Walid Raad is an artist and an Associate Professor of Art in The Cooper Union (New York, USA). Raad’s works include The Atlas Group (1989-2004), a fifteen-year project between 1989 and 2004 about the contemporary history of Lebanon, and the ongoing projects Scratching on Things I Could Disavow and Sweet Talk: Commissions (Beirut). His books include The Truth Will Be Known When The Last Witness Is Dead, My Neck Is Thinner Than A Hair, Let’s Be Honest, The Weather Helped, and Scratching on Things I Could Disavow. Raad’s works have been shown in Documenta 11 and 13 (Kassel), Musée du Louvre (Paris), Kunsthalle Zurich (Zurich), The Whitechapel Art Gallery (London), Festival d’Automne (Paris), Kunstenfestivaldesarts (Brussels), The Hamburger Bahnhof (Berlin), Home Works Forum (Beirut) and numerous other museums and venues in Europe, the Middle East, and the Americas. Raad is also the recipient of the Hasselblad Award (2011), a Guggenheim Fellowship (2009), the Alpert Award in Visual Arts (2007), the Deutsche Börse Photography Prize (2007), and the Camera Austria Award (2005).
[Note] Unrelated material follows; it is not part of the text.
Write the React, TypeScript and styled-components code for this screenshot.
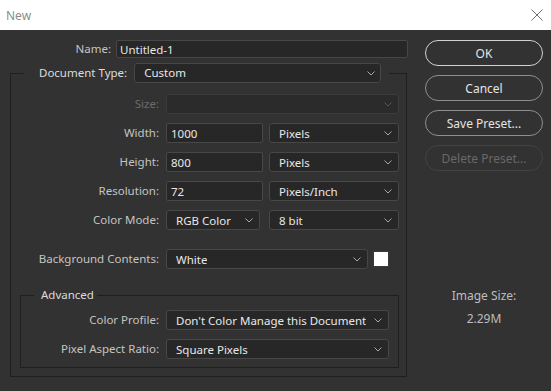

Alexandre Kazerouni is a French political scientist trained in Paris at Sciences Po, the Institute of Political Studies of Paris, where he is currently teaching and conducting research activities, after a postdoc at Stanford University. He is a Research Associate at CERI, Sciences Po’s center devoted to international studies and research. He defended his doctoral thesis on museums in the Arab principalities of the Persian Gulf in November 2013. Entitled The Mirror of the Sheikhs, it will be published at Presses Universitaires de France in 2015.
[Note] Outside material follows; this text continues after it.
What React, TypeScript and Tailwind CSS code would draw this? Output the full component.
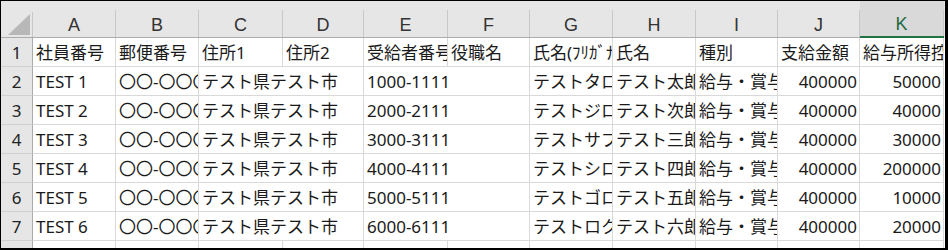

Maria Lind is a curator and critic based in Stockholm, where she was born in 1966. She is the director of Tensta Konsthall, Stockholm. She was director of the graduate program at the Center for Curatorial Studies, Bard College (2008-2010), and of Iaspis in Stockholm (2005-2007); director of Kunstverein München (2002-2004). From 1997-2001 she was curator at Moderna Museet in Stockholm and, in 1998, co-curator of Manifesta 2. Responsible for Moderna Museet Projekt, Lind worked with artists on a series of 29 commissions that took place in a temporary project-space, or within or beyond the Museum in Stockholm. There she also curated What if: Art on the Verge of Architecture and Design. In 2011 she guest-curated the group exhibition Abstract Possible: The Tamayo Take at Museo Tamayo in Mexico City. She has contributed widely to newspapers and magazines and to numerous catalogues and other publications. She is co-editor of the books Curating with Light Luggage, Collected Newsletter (Revolver Archiv für aktuelle Kunst), Taking the Matter into Common Hands: Collaborative Practices in Contemporary Art (Blackdog Publishing), as well as the reports European Cultural Policies 2015 (Iaspis and eipcp) and The Greenroom: Reconsidering the Documentary and Contemporary Art (Sternberg Press). Among her recent co-edited publications are Contemporary Art and Its Commercial Markets: A Report on Current Conditions and Future Scenarios, Performing the Curatorial: With and Beyond Art, and Art and the F Word: Reflections on the Browning of Europe, all at Sternberg Press. She edited Abstraction as part of MIT’s and Whitechapel Gallery’s series Documents on Contemporary Art. She is the 2009 recipient of the Walter Hopps Award for Curatorial Achievement. In the fall of 2010 Selected Maria Lind Writing was published by Sternberg Press.



Eungie Joo was Keith Haring Director and Curator of Education and Public Programs at the New Museum from 2007-2012, where she spearheaded the Museum as Hub program and was curator of the "2012 New Museum Triennial: The Ungovernables." She was founding Director and Curator of the Gallery at REDCAT, Los Angeles (2003-2007), and served as commissioner of the Korean Pavilion at the 53rd Venice Biennale in 2009, with "Condensation: Haegue Yang." Joo received her doctorate in Ethnic Studies at the University of California at Berkeley. She is currently curator of "Sharjah Biennial 12: The past, the present, the possible,” on view 5 March - 5 June 2015.



Andrea Salvini is the Chief Technical Advisor, Migration and Governance Network at the ILO Regional Office for the Arab States in Beirut, Lebanon. Previous experiences as a Research Associate at the University of Sydney, Labour Economist at the ILO Office for Viet Nam, specializing in labour issues and political economy and as a Technical Expert on Employment and Labour Market Policies from 2005 to 2010 at the ILO Sub regional Office for Central and Eastern Europe in Budapest, acquiring expertise on labour and development in transition countries through the implementation of seven development cooperation projects. In addition to these achievements, Mr. Salvini has collaborated with the London School of Economics and with the Joint Research Centre of the European Commission in 2005 on the evaluation of the European Structural Funds, and worked for the OECD in 2002-2003 on the Social Aspects of Sustainable Development. Salvini holds a MSc in Economics from the Department of Economics of University College, London.